Really? How many people chanting Global Warming Change! have their brains engaged?
How many people chanting Global Warming Change! have brains?
There are two parts to this global warming thing. There is the science, and there is the politics. For those of us who can separate the two (that doesn't include you) it's possible to accept the science (I say science, not computer models) and shun the politics. Because you can't separate the two you feel that science is leftist because you reject the politics.
Are these the same people who believed global cooling, the "energy crisis," the hole in the ozone, the population bomb, etc. was science too?
You're not separating the science from the politics. Bad politics based upon good science doesn't make the science bad.
It is mostly the
global coolingno wait,global warmingno wait, "climate change" people that have been politicizing science for decades.carbon dioxide is a pollutant
In the atmosphere where it's currently at around 0.04% but has been naturally recorded as being as high as 8-10% and which humans exhale it at around 4%... it's a pollutant. Underground where all the other CO2 has been fixed via oxidization/mineralization and there is no CO2 is where it should be... naturally... once we pump it there.
Short history of carbon,
1. It Came From Outer Space!
2. Tragically it was sequestered underground and didn't do anybody any good.
3. Humans liberated it and bought Mustang convertibles.
4. The species thrived surrounded by vegetation and tripped over delicious food littering the ground.
Alternate history,
3. It remained underground.
4. The planet is uninhabited.
'Giving more power to states is good for the environment.'
But bad for the blob, the WEF, and Klaus.
Primacy returns power to states, which are better positioned than federal agencies to meet and respond to the environmental needs of their communities.
That is often true - but the reason EPA exists is because conflicts within states made pollution both worse and unresolvable. Specifically, the Cuyahoga River drains through Cleveland. It was so polluted that it literally burned multiple times - see the Randy Newman song Burn On. The city of Cleveland tried to clean it up within Cleveland (even approved a bond issue) but the Ohio legislature deliberately prevented any cleanup of the river outside the city limits. That was where the main crap was being dumped precisely because it was free to dump crap outside and upriver of the city limits and because it was very cheap for the polluting companies to buy legislators. When the river burned in mid-1969, it became a big national story that fit the times.
That sort of conflict within states - between cities/munis v rural areas - is very problematic.
Do you think CO2 burns?
Why can't the federal judiciary in the name of justice (laws ensuring Justice) handle it; having one State sue the other for down river pollution?
Why does your kind always make excuses to build an UN-Constitutional National Nanny-Tyranny?
Do you really think a Nanny-Agency is better for Liberty and Justice than actually ensuring Liberty and Justice for all?

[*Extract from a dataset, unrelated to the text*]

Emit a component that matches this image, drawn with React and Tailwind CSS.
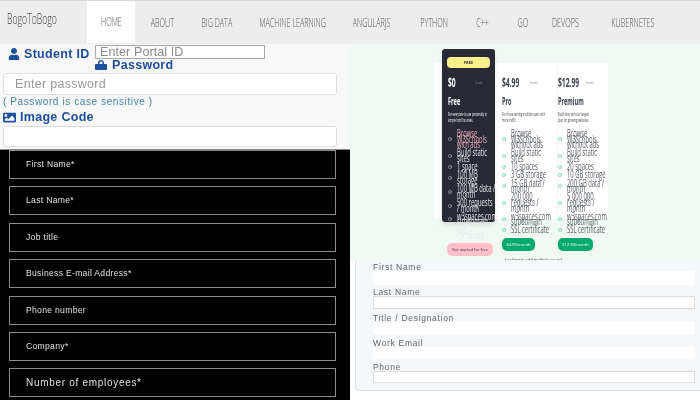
import React from 'react';
import { FaUser, FaImage } from 'react-icons/fa';
import { CircleCheck } from 'lucide-react';

const navItems = [
  { label: 'ABOUT', w: 'w-[54px]' },
  { label: 'BIG DATA', w: 'w-[56px]' },
  { label: 'MACHINE LEARNING', w: 'w-[96px]' },
  { label: 'ANGULARJS', w: 'w-[62px]' },
  { label: 'PYTHON', w: 'w-[62px]' },
  { label: 'C++', w: 'w-[36px]' },
  { label: 'GO', w: 'w-[44px]' },
  { label: 'DEVOPS', w: 'w-[40px]' },
  { label: 'KUBERNETES', w: 'w-[96px]' },
];

const blackFields = ['First Name*', 'Last Name*', 'Job title', 'Business E-mail Address*', 'Phone number', 'Company*'];

const formFields = [
  { label: 'First Name', cls: 'h-[14px] mb-[2px]' },
  { label: 'Last Name', cls: 'h-[13px] mb-[4px] border border-[#dcdcdc]' },
  { label: 'Title / Designation', cls: 'h-[12px] mb-[4px]' },
  { label: 'Work Email', cls: 'h-[12px] mb-[3px]' },
  { label: 'Phone', cls: 'h-[12px] border border-[#dcdcdc]' },
];

const freeList = [['Browse', 'W3Schools', 'with ads'], ['Build static', 'sites'], ['1 space'], ['100 MB', 'storage'], ['100 MB data /', 'month'], ['500 requests', '/ month'], ['w3spaces.com', 'subdomain'], ['SSL', 'certificate']];
const proList = [['Browse', 'W3Schools', 'without ads'], ['Build static', 'sites'], ['10 spaces'], ['3 GB storage'], ['15 GB data /', 'month'], ['200 000', 'requests /', 'month'], ['w3spaces.com', 'subdomain'], ['SSL certificate']];
const premiumList = [['Browse', 'W3Schools', 'without ads'], ['Build static', 'sites'], ['20 spaces'], ['10 GB storage'], ['200 GB data /', 'month'], ['5 000 000', 'requests /', 'month'], ['w3spaces.com', 'subdomain'], ['SSL certificate']];

// text in the pricing table is squeezed sideways, the line keeps its own width
function Narrow({ children, className = '' }) {
  return <span className={`block origin-left scale-x-[0.56] whitespace-nowrap ${className}`}>{children}</span>;
}

function FeatureList({ items, dark }) {
  return (
    <ul className={`flex flex-col gap-[2.6px] text-[10.5px] leading-[5.6px] ${dark ? 'text-[#e8e8ea]' : 'text-[#555a60]'}`}>
      {items.map((lines, i) => (
        <li key={i} className="flex items-center gap-[5px]">
          <CircleCheck size={4} className={`shrink-0 ${dark ? 'text-white' : 'text-[#04aa6d]'}`} />
          <div>
            {lines.map((line) => (
              <Narrow key={line} className={dark && i === 0 ? 'text-[#f0b0be]' : ''}>{line}</Narrow>
            ))}
          </div>
        </li>
      ))}
    </ul>
  );
}

function Plan({ price, name, desc, items, dark }) {
  const sub = dark ? 'text-white' : 'text-[#3a4048]';
  return (
    <>
      <div className={`flex items-center gap-[6px] h-[12px] ${sub}`}>
        <Narrow className="w-[22px] text-[12px] font-bold">{price}</Narrow>
        <Narrow className="text-[4px] text-[#888]">/month</Narrow>
      </div>
      <Narrow className={`mt-[6px] text-[10px] leading-[12px] font-bold ${sub}`}>{name}</Narrow>
      <div className={`mt-[4px] text-[4.5px] leading-[6px] ${sub}`}>
        {desc.map((line) => <Narrow key={line}>{line}</Narrow>)}
      </div>
      <div className="mt-[8px]">
        <FeatureList items={items} dark={dark} />
      </div>
    </>
  );
}

function Pricing() {
  return (
    <div className="h-[216px] shrink-0 bg-[#f0f9f4] pt-[19px] pl-[84px] font-['Open_Sans',sans-serif]">
      <div className="flex h-[156px] w-[174px] rounded-[3px] bg-white">
        <div className="ml-[8px] -mt-[14px] flex w-[53px] flex-col">
          <div className="h-[173px] shrink-0 rounded-[3px] bg-[#282a35] px-[6px] pt-[8px] shadow-md">
            <div className="-mx-[1px] flex h-[11px] items-center justify-center rounded-[4px] bg-[#fff08b] text-[4px] font-bold text-[#282a35]">FREE</div>
            <div className="mt-[9px]">
              <Plan price="$0" name="Free" desc={['For everyone to use personally in', 'simple html/css sites.']} items={freeList} dark />
            </div>
          </div>
          <div className="mt-[21px] ml-[5px] flex h-[13px] w-[46px] shrink-0 items-center justify-center rounded-[5px] bg-[#ffc0c7] text-[4px] text-[#282a35]">
            Get started for free
          </div>
        </div>
        <div className="ml-[6px] flex w-[56px] flex-col pt-[14px] pl-[1px]">
          <Plan price="$4.99" name="Pro" desc={['For those serving multiple users with', 'more traffic.']} items={proList} />
          <div className="mt-[5px] flex h-[13px] w-[33px] shrink-0 items-center justify-center rounded-[5px] bg-[#04aa6d] text-[4px] text-white">$4.99/month</div>
        </div>
        <div className="flex w-[51px] flex-col border-l border-[#f3f3f3] pt-[14px]">
          <Plan price="$12.99" name="Premium" desc={['Build sites with our largest', 'plan for growing websites.']} items={premiumList} />
          <div className="mt-[5px] flex h-[13px] w-[35px] shrink-0 items-center justify-center rounded-[5px] bg-[#04aa6d] text-[4px] text-white">$12.99/month</div>
        </div>
      </div>
      <div className="mt-[38px] ml-[71px] text-[4px] leading-[5px] text-[#282a35]">Looking to add multiple users?</div>
    </div>
  );
}

export default function App() {
  return (
    <div className="h-[400px] w-[700px] overflow-hidden bg-white font-['Liberation_Sans',sans-serif] blur-[0.5px]">
      {/* Nav */}
      <div className="flex h-[44px] items-stretch border-t border-[#d8d8d8] bg-[#ededed] text-[12px] font-light text-[#555]">
        <div className="flex w-[87px] items-center pl-[7px] pb-[8px] text-[#444]">
          <span className="origin-left scale-x-[0.62] whitespace-nowrap font-['Open_Sans',sans-serif] text-[14px]">BogoToBogo</span>
        </div>
        <div className="mb-[1px] flex w-[48px] items-center justify-center bg-white">
          <span className="scale-x-[0.6] font-['Open_Sans',sans-serif]">HOME</span>
        </div>
        {navItems.map((item) => (
          <div key={item.label} className={`flex items-center justify-center ${item.w}`}>
            <span className="scale-x-[0.6] whitespace-nowrap font-['Open_Sans',sans-serif]">{item.label}</span>
          </div>
        ))}
      </div>

      <div className="flex h-[356px]">
        {/* Left column */}
        <div className="flex w-[350px] flex-col">
          <div className="h-[105px] bg-[#f8f8f8] px-[3px] text-[#1c4f9c]">
            <div className="flex items-start">
              <div className="ml-[5px] mt-[4px] flex w-[87px] items-center gap-[4px] text-[12.5px] leading-[12px] font-bold tracking-[0.3px]">
                <FaUser size={12} />
                <span className="whitespace-nowrap">Student ID</span>
              </div>
              <div>
                <div className="mt-[1px] flex h-[14px] w-[170px] items-center border border-[#aaa] bg-white pl-[4px] text-[12.5px] tracking-[0.1px] text-[#8a8a8a]">Enter Portal ID</div>
                <div className="flex items-center gap-[5px] text-[12.5px] leading-[12px] font-bold tracking-[0.3px]">
                  <svg width="12" height="10" viewBox="0 0 12 10" fill="currentColor">
                    <path d="M3 4V2.8C3 1.2 4.3 0 6 0s3 1.2 3 2.8V4h-1.5V2.8C7.500 2 6.800 1.400 6 1.400S4.500 2 4.500 2.800V4z" />
                    <rect x="0" y="4" width="12" height="6" rx="1" />
                  </svg>
                  <span>Password</span>
                </div>
              </div>
            </div>
            <div className="mt-[2px] flex h-[22px] w-[334px] items-center rounded-[3px] border border-[#dedede] bg-white pl-[11px] text-[12.5px] tracking-[0.3px] text-[#999]">Enter password</div>
            <div className="mt-[1px] text-[10px] leading-[12px] tracking-[0.6px] text-[#4383ad]">( Password is case sensitive )</div>
            <div className="mt-[2px] flex items-center gap-[4px] text-[12.5px] leading-[15px] font-bold tracking-[0.3px]">
              <FaImage size={13} />
              <span>Image Code</span>
            </div>
            <div className="mt-[1px] h-[21px] w-[334px] rounded-[3px] border border-[#dedede] bg-white" />
          </div>
          <div className="flex-1 border-t border-[#888] bg-black px-[9px] text-[8.6px] text-[#e0e0e0]">
            <div className="flex w-[327px] flex-col gap-[7.4px]">
              {blackFields.map((label) => (
                <div key={label} className="flex h-[29px] items-center border border-[#8c8c8c] pl-[16px] tracking-[0.3px]">{label}</div>
              ))}
              <div className="flex h-[29px] items-center border border-[#8c8c8c] pl-[16px] text-[10px] tracking-[0.7px]">Number of employees*</div>
            </div>
          </div>
        </div>

        {/* Right column */}
        <div className="flex w-[350px] flex-col">
          <Pricing />
          <div className="ml-[5px] h-[131px] rounded-bl-[4px] border-b border-l border-[#dfe5e9] bg-[#f4f8fb] pl-[17px] pr-[5px] pt-[2px]">
            {formFields.map((f) => (
              <div key={f.label}>
                <div className="h-[9px] text-[8.5px] leading-[10px] tracking-[0.7px] text-[#666]">{f.label}</div>
                <div className={`bg-white ${f.cls}`} />
              </div>
            ))}
          </div>
        </div>
      </div>
    </div>
  );
}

Do you know what state Cleveland is in? Do you know what states the Cuyahoga River flows through?
Do you know why those are relevant questions re your brain farts of how things work?
Of course you don't
Did you say one single word that justified an EPA over ensuring Justice for all?
Nope.
"Giving more power to states is good for the environment."
This is true, so eliminate the EPA and let the states and counties handle any and all environmental issues.
Oh, wait.
That makes sense.
What was I thinking?
Giving more power to states is good for the environment.

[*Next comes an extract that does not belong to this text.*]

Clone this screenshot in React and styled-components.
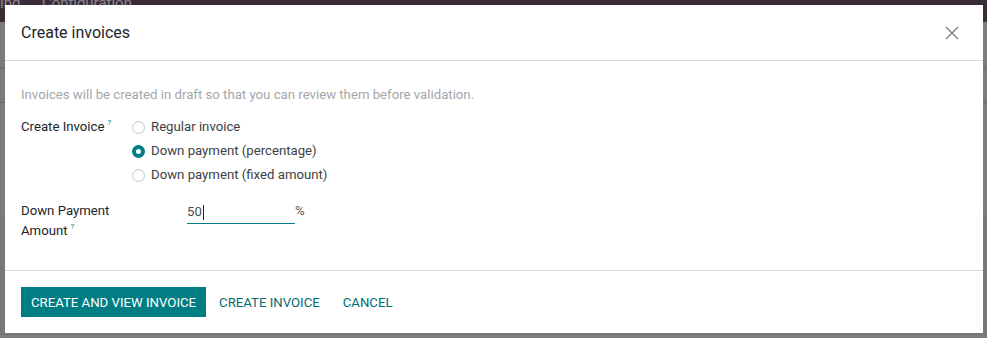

Yes, we must protect the right of West Virginians to dispose of old appliances and tires by throwing them in to the creek.
Your case belongs in court.
Not an excuse for building a nanny nation.
Course building a tyrannical nanny nation was actually your point wasn't it. Not like you really believe W. Virginia doesn't have any littering laws on it's books already.
And all the plants got together and decided to store all Oxygen underground to save the animals! /s
Sometimes people actually can be dumber than plants especially when they get power-trips off of having control of a monopoly of 'Gun' dictation/theft.
" Commercial-scale geological storage is also safe and has been around for nearly 30 years"
Make that 70 years- caverns vast enough to hold a million barrels of LNG where cut into Philadelphia's granite subbasement in the 1950's.